#### Work to complete
Count how many lines contain "this" and reply with that number only.

(Stored items from a collection)
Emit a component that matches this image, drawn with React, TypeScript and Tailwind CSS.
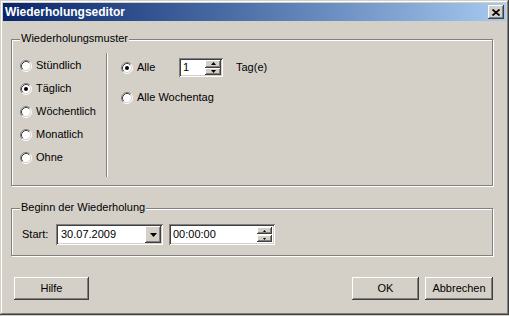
const raised =
  "shadow-[inset_-1px_-1px_0_#404040,inset_1px_1px_0_#ffffff,inset_-2px_-2px_0_#808080,inset_2px_2px_0_#d4d0c8]";
const sunken =
  "shadow-[inset_1px_1px_0_#808080,inset_-1px_-1px_0_#ffffff,inset_2px_2px_0_#404040,inset_-2px_-2px_0_#d4d0c8]";

const Radio = ({ label, checked = false, rowClass = "h-[23px]" }: { label: string; checked?: boolean; rowClass?: string }) => (
  <div className={`flex items-center gap-[4px] ${rowClass}`}>
    <svg width="12" height="12" viewBox="0 0 12 12" className="shrink-0">
      <circle cx="6" cy="6" r="5" fill="#ffffff" />
      <path d="M2.11 9.89 A5.5 5.5 0 0 1 9.89 2.11" stroke="#808080" fill="none" />
      <path d="M9.89 2.11 A5.5 5.5 0 0 1 2.11 9.89" stroke="#ffffff" fill="none" />
      <path d="M2.82 9.18 A4.5 4.5 0 0 1 9.18 2.82" stroke="#404040" fill="none" />
      <path d="M9.18 2.82 A4.5 4.5 0 0 1 2.82 9.18" stroke="#d4d0c8" fill="none" />
      {checked && <circle cx="6" cy="6" r="2" fill="#000000" />}
    </svg>
    <span className="whitespace-nowrap">{label}</span>
  </div>
);

const Group = ({ title, className, children }: { title: string; className: string; children?: React.ReactNode }) => (
  <div className={`relative border border-[#808080] shadow-[1px_1px_0_#ffffff,inset_1px_1px_0_#ffffff] ${className}`}>
    <span className="absolute left-[8px] top-[-8px] bg-[#d4d0c8] px-[1px] whitespace-nowrap">{title}</span>
    {children}
  </div>
);

const Arrow = ({ up, w = 5, h = 3 }: { up?: boolean; w?: number; h?: number }) => (
  <svg width={w} height={h} viewBox={`0 0 ${w} ${h}`}>
    <polygon points={up ? `${w / 2},0 ${w},${h} 0,${h}` : `0,0 ${w},0 ${w / 2},${h}`} fill="#000000" />
  </svg>
);

const Btn = ({ label, className }: { label: string; className: string }) => (
  <button className={`h-[23px] flex items-center justify-center bg-[#d4d0c8] ${raised} ${className}`}>{label}</button>
);

export default function App() {
  return (
    <div className="w-[509px] h-[316px] bg-[#d4d0c8] font-['Liberation_Sans',Arial,sans-serif] text-[11px] leading-[13px] text-black">
      <div className="h-[315px] flex flex-col shadow-[inset_-1px_-1px_0_#404040,inset_1px_1px_0_#d4d0c8,inset_-2px_-2px_0_#808080,inset_2px_2px_0_#ffffff]">
        {/* title bar */}
        <div className="mx-[3px] mt-[3px] h-[18px] flex items-center justify-between pl-[2px] pr-[2px] bg-linear-to-r from-[#0a246a] to-[#a6caf0]">
          <span className="text-white font-bold text-[12px] leading-[14px]">Wiederholungseditor</span>
          <div className={`w-[16px] h-[14px] flex items-center justify-center bg-[#d4d0c8] ${raised}`}>
            <svg width="8" height="7" viewBox="0 0 8 7">
              <path d="M0.5 0.5 L7.5 6.5 M7.5 0.5 L0.5 6.5" stroke="#000000" strokeWidth="1.7" />
            </svg>
          </div>
        </div>

        <Group title="Wiederholungsmuster" className="mt-[18px] ml-[11px] w-[482px] h-[147px] flex">
          <div className="w-[94px] pl-[8px] pt-[14px] flex flex-col">
            <Radio label="Stündlich" />
            <Radio label="Täglich" checked />
            <Radio label="Wöchentlich" />
            <Radio label="Monatlich" />
            <Radio label="Ohne" />
          </div>
          <div className="w-[2px] h-[124px] mt-[13px] border-l border-[#808080] bg-white" />
          <div className="pl-[13px] pt-[18px] flex flex-col">
            <div className="flex items-center h-[19px]">
              <div className="w-[58px]">
                <Radio label="Alle" checked rowClass="h-[19px]" />
              </div>
              <div className={`w-[44px] h-[19px] bg-white flex items-stretch p-[2px] ${sunken}`}>
                <span className="flex-1 pl-[2px] self-center">1</span>
                <div className="w-[16px] flex flex-col">
                  <div className={`flex-1 flex items-center justify-center bg-[#d4d0c8] ${raised}`}>
                    <Arrow up />
                  </div>
                  <div className={`flex-1 flex items-center justify-center bg-[#d4d0c8] ${raised}`}>
                    <Arrow />
                  </div>
                </div>
              </div>
              <span className="ml-[13px]">Tag(e)</span>
            </div>
            <div className="mt-[11px]">
              <Radio label="Alle Wochentag" rowClass="h-[19px]" />
            </div>
          </div>
        </Group>

        <Group title="Beginn der Wiederholung" className="mt-[22px] ml-[11px] w-[482px] h-[48px]">
          <div className="pt-[15px] pl-[10px] flex items-center">
            <span className="w-[34px]">Start:</span>
            <div className={`w-[107px] h-[21px] bg-white flex items-center p-[2px] ${sunken}`}>
              <span className="flex-1 pl-[3px]">30.07.2009</span>
              <div className={`w-[16px] h-[17px] flex items-center justify-center bg-[#d4d0c8] ${raised}`}>
                <Arrow w={7} h={4} />
              </div>
            </div>
            <div className={`ml-[6px] w-[106px] h-[21px] bg-white flex items-center p-[2px] ${sunken}`}>
              <span className="flex-1 pl-[2px]">00:00:00</span>
              <div className="w-[15px] mr-[1px] flex flex-col gap-[1px]">
                <div className={`h-[7px] flex items-center justify-center bg-[#d4d0c8] ${raised}`}>
                  <Arrow up w={3} h={2} />
                </div>
                <div className={`h-[7px] flex items-center justify-center bg-[#d4d0c8] ${raised}`}>
                  <Arrow w={3} h={2} />
                </div>
              </div>
            </div>
          </div>
        </Group>

        <div className="mt-[21px] pl-[14px] pr-[16px] flex">
          <Btn label="Hilfe" className="w-[75px]" />
          <Btn label="OK" className="ml-auto w-[67px]" />
          <Btn label="Abbrechen" className="ml-[6px] w-[68px]" />
        </div>
      </div>
    </div>
  );
}
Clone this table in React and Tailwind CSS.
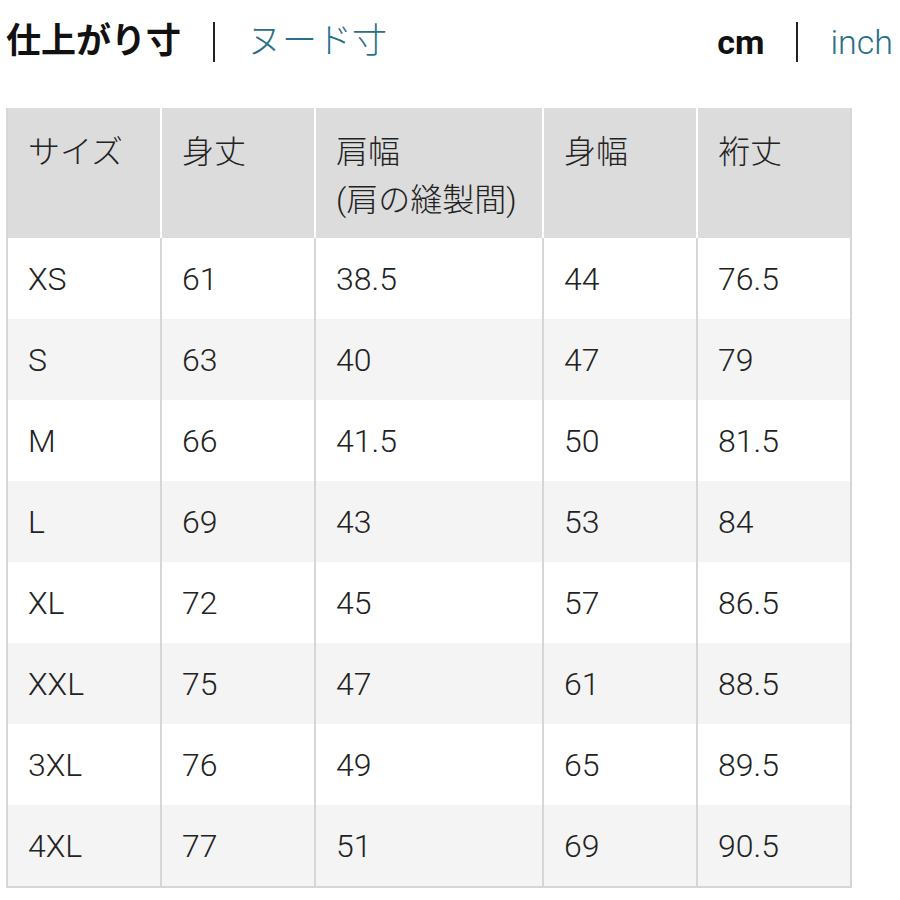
import React from "react";

const rows = [
  ["XS", "61", "38.5", "44", "76.5"],
  ["S", "63", "40", "47", "79"],
  ["M", "66", "41.5", "50", "81.5"],
  ["L", "69", "43", "53", "84"],
  ["XL", "72", "45", "57", "86.5"],
  ["XXL", "75", "47", "61", "88.5"],
  ["3XL", "76", "49", "65", "89.5"],
  ["4XL", "77", "51", "69", "90.5"],
];

const font = { fontFamily: 'Roboto, "Noto Sans CJK JP", sans-serif' };

export default function App() {
  return (
    <div className="w-[900px] h-[900px] bg-white text-[#222]" style={font}>
      <div className="flex items-center justify-between pl-[6px] pr-[7px] pt-[17px] h-[66px]">
        <div className="flex items-center">
          <span className="text-[35px] font-bold text-[#111] leading-none">仕上がり寸</span>
          <span className="mx-[32px] w-[2px] h-[40px] bg-[#222]" />
          <span className="text-[35px] text-[#2a6f8a] leading-none font-light">ヌード寸</span>
        </div>
        <div className="flex items-center">
          <span className="text-[34px] font-bold text-[#111] leading-none">cm</span>
          <span className="mx-[32px] w-[2px] h-[40px] bg-[#222]" />
          <span className="text-[34px] text-[#2a6f8a] leading-none font-light">inch</span>
        </div>
      </div>
      <div className="ml-[6px] mt-[42px] w-[846px] border-l-2 border-r-2 border-b-2 border-[#d6d6d6]">
        <div className="grid grid-cols-[154px_154px_228px_154px_152px] bg-[#dcdcdc] h-[130px] text-[32px] leading-[48px] font-light">
          <div className="pl-[20px] pt-[20px] border-r-2 border-white">サイズ</div>
          <div className="pl-[20px] pt-[20px] border-r-2 border-white">身丈</div>
          <div className="pl-[20px] pt-[20px] border-r-2 border-white">
            肩幅
            <br />
            (肩の縫製間)
          </div>
          <div className="pl-[20px] pt-[20px] border-r-2 border-white">身幅</div>
          <div className="pl-[20px] pt-[20px]">裄丈</div>
        </div>
        {rows.map((r, i) => (
          <div
            key={r[0]}
            className={`grid grid-cols-[154px_154px_228px_154px_152px] h-[81px] text-[32px] font-light ${
              i % 2 === 1 ? "bg-[#f4f4f4]" : "bg-white"
            }`}
          >
            {r.map((c, j) => (
              <div
                key={j}
                className={`flex items-center pl-[20px] ${j < 4 ? "border-r-2 border-[#d6d6d6]" : ""}`}
              >
                {c}
              </div>
            ))}
          </div>
        ))}
      </div>
    </div>
  );
}
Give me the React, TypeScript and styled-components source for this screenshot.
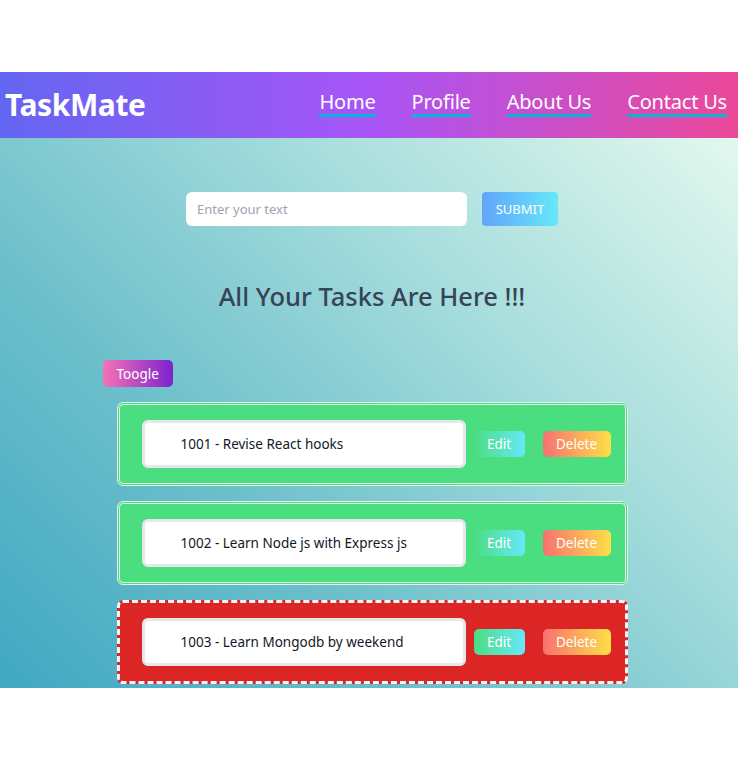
import React from "react";
import styled, { createGlobalStyle } from "styled-components";

const Global = createGlobalStyle`
  html, body { margin: 0; padding: 0; background: #ffffff; }
  body { font-family: "Noto Sans", "Open Sans", Arial, sans-serif; }
  * { box-sizing: border-box; }
`;

const Page = styled.div`
  padding-top: 72px;
  padding-bottom: 73px;
`;

const Header = styled.header`
  height: 66px;
  display: flex;
  align-items: center;
  justify-content: space-between;
  padding: 0 11px 0 5px;
  background: linear-gradient(to right, #6366f1, #a855f7, #ec4899);
`;

const Logo = styled.h1`
  margin: 0 0 2px;
  color: #ffffff;
  font-size: 30px;
  font-weight: 700;
  letter-spacing: -0.4px;
`;

const Nav = styled.nav`
  display: flex;
  gap: 36px;
  align-items: center;
  margin-bottom: 4px;
`;

const NavLink = styled.a`
  color: #ffffff;
  font-size: 20px;
  text-decoration: none;
  border-bottom: 3px solid #06b6d4;
  line-height: 25px;
  letter-spacing: -0.2px;
`;

const Main = styled.main`
  height: 550px;
  overflow: hidden;
  background: linear-gradient(
    45deg,
    #40a8c2 0%,
    #6cbfcb 33%,
    #a8dedd 67%,
    #e3f8ee 100%
  );
  padding-top: 54px;
  display: flex;
  flex-direction: column;
  align-items: center;
`;

const Form = styled.form`
  display: flex;
  gap: 15px;
  margin-left: 6px;
`;

const TextInput = styled.input`
  width: 281px;
  height: 34px;
  border: none;
  border-radius: 6px;
  background: #ffffff;
  padding: 0 11px;
  font-family: inherit;
  font-size: 13px;
  color: #111827;
  outline: none;
  &::placeholder { color: #9ca3af; }
`;

const SubmitButton = styled.button`
  width: 76px;
  height: 34px;
  border: none;
  border-radius: 4px;
  background: linear-gradient(to right, #60a5fa, #67e8f9);
  color: #ffffff;
  font-family: inherit;
  font-size: 13px;
`;

const Heading = styled.h2`
  margin: 54px 0 0 6px;
  color: #374357;
  font-size: 25.5px;
  font-weight: 500;
  line-height: 32px;
`;

const ListSection = styled.section`
  width: 539px;
  margin: 48px 0 0 6px;
  display: flex;
  flex-direction: column;
`;

const ToggleButton = styled.button`
  align-self: flex-start;
  height: 27px;
  padding: 0 14px;
  border: none;
  border-radius: 5px;
  background: linear-gradient(to right, #f472b6, #7e22ce);
  color: #ffffff;
  font-family: inherit;
  font-size: 13.5px;
`;

const Cards = styled.div`
  display: flex;
  flex-direction: column;
  gap: 15px;
  margin-top: 15px;
  padding: 0 14px;
`;

const Card = styled.div<{ $done: boolean }>`
  height: 84px;
  display: flex;
  align-items: center;
  padding: 0 14px 0 22px;
  border-radius: 6px;
  background: ${(p) => (p.$done ? "#4ade80" : "#dc2626")};
  border: 3px ${(p) => (p.$done ? "double" : "dashed")}
    ${(p) => (p.$done ? "#e5f5ea" : "#f3f4f6")};
`;

const TaskBox = styled.div`
  width: 324px;
  height: 48px;
  display: flex;
  align-items: center;
  padding-left: 36px;
  background: #ffffff;
  border: 3px solid #e5e7eb;
  border-radius: 6px;
  color: #111827;
  font-size: 13.5px;
`;

const EditButton = styled.button`
  width: 51px;
  height: 26px;
  margin-left: 8px;
  border: none;
  border-radius: 5px;
  background: linear-gradient(to right, #4ade80, #67e8f9);
  color: #ffffff;
  font-family: inherit;
  font-size: 13.5px;
`;

const DeleteButton = styled.button`
  width: 68px;
  height: 26px;
  margin-left: 18px;
  border: none;
  border-radius: 5px;
  background: linear-gradient(to right, #f87171, #fde047);
  color: #ffffff;
  font-family: inherit;
  font-size: 13.5px;
`;

const tasks = [
  { id: 1001, text: "Revise React hooks", done: true },
  { id: 1002, text: "Learn Node js with Express js", done: true },
  { id: 1003, text: "Learn Mongodb by weekend", done: false },
];

export default function App() {
  return (
    <Page>
      <Global />
      <Header>
        <Logo>TaskMate</Logo>
        <Nav>
          <NavLink href="#">Home</NavLink>
          <NavLink href="#">Profile</NavLink>
          <NavLink href="#">About Us</NavLink>
          <NavLink href="#">Contact Us</NavLink>
        </Nav>
      </Header>
      <Main>
        <Form onSubmit={(e) => e.preventDefault()}>
          <TextInput placeholder="Enter your text" />
          <SubmitButton type="submit">SUBMIT</SubmitButton>
        </Form>
        <Heading>All Your Tasks Are Here !!!</Heading>
        <ListSection>
          <ToggleButton>Toogle</ToggleButton>
          <Cards>
            {tasks.map((t) => (
              <Card key={t.id} $done={t.done}>
                <TaskBox>
                  {t.id} - {t.text}
                </TaskBox>
                <EditButton>Edit</EditButton>
                <DeleteButton>Delete</DeleteButton>
              </Card>
            ))}
          </Cards>
        </ListSection>
      </Main>
    </Page>
  );
}
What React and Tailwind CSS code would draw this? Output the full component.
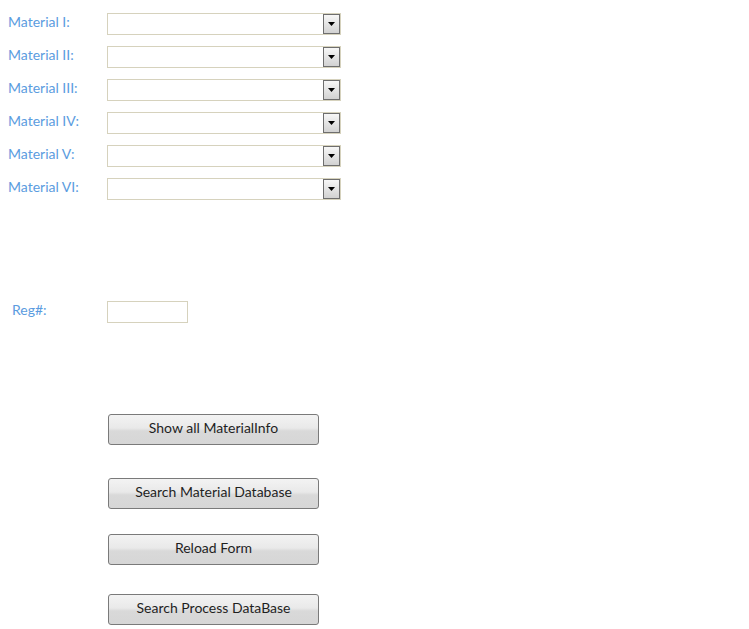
const materials = ['Material I:', 'Material II:', 'Material III:', 'Material IV:', 'Material V:', 'Material VI:']

const buttons = [
  { label: 'Show all MaterialInfo', mt: 'mt-[91px]' },
  { label: 'Search Material Database', mt: 'mt-[33px]' },
  { label: 'Reload Form', mt: 'mt-[25px]' },
  { label: 'Search Process DataBase', mt: 'mt-[29px]' },
]

function Combo() {
  return (
    <div className="relative h-[22px] w-[234px] border border-[#d6d2bd] bg-white">
      <div className="absolute right-0 top-0 flex h-[20px] w-[17px] items-center justify-center border border-[#6e6e6e] bg-gradient-to-b from-[#f7f7f7] to-[#d2d2d2]">
        <svg width="7" height="4" viewBox="0 0 7 4">
          <polygon points="0,0 7,0 3.5,4" fill="#000" />
        </svg>
      </div>
    </div>
  )
}

function FormButton({ label, mt }) {
  return (
    <button
      className={`${mt} ml-[108px] flex h-[31px] w-[211px] items-center justify-center rounded-[3px] border border-[#7a7a7a] bg-[linear-gradient(to_bottom,#f3f3f3_0%,#e9e9e9_45%,#d9d9d9_55%,#d6d6d6_100%)] pb-[4px] text-[14px] text-[#1f1f1f]`}
    >
      {label}
    </button>
  )
}

export default function App() {
  return (
    <div className="min-h-[629px] w-[749px] bg-white pt-[13px] font-['Lato','Open_Sans',sans-serif]">
      <div className="flex flex-col gap-[11px]">
        {materials.map((m) => (
          <div key={m} className="flex h-[22px] items-start">
            <span className="w-[107px] pl-[8px] text-[14px] leading-[18px] text-[#5b9ce0]">{m}</span>
            <Combo />
          </div>
        ))}
      </div>

      <div className="mt-[101px] flex h-[22px] items-start">
        <span className="w-[107px] pl-[12px] text-[14px] leading-[18px] text-[#5b9ce0]">Reg#:</span>
        <div className="h-[22px] w-[81px] border border-[#d6d2bd] bg-white" />
      </div>

      {buttons.map((b) => (
        <FormButton key={b.label} label={b.label} mt={b.mt} />
      ))}
    </div>
  )
}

#### Output
4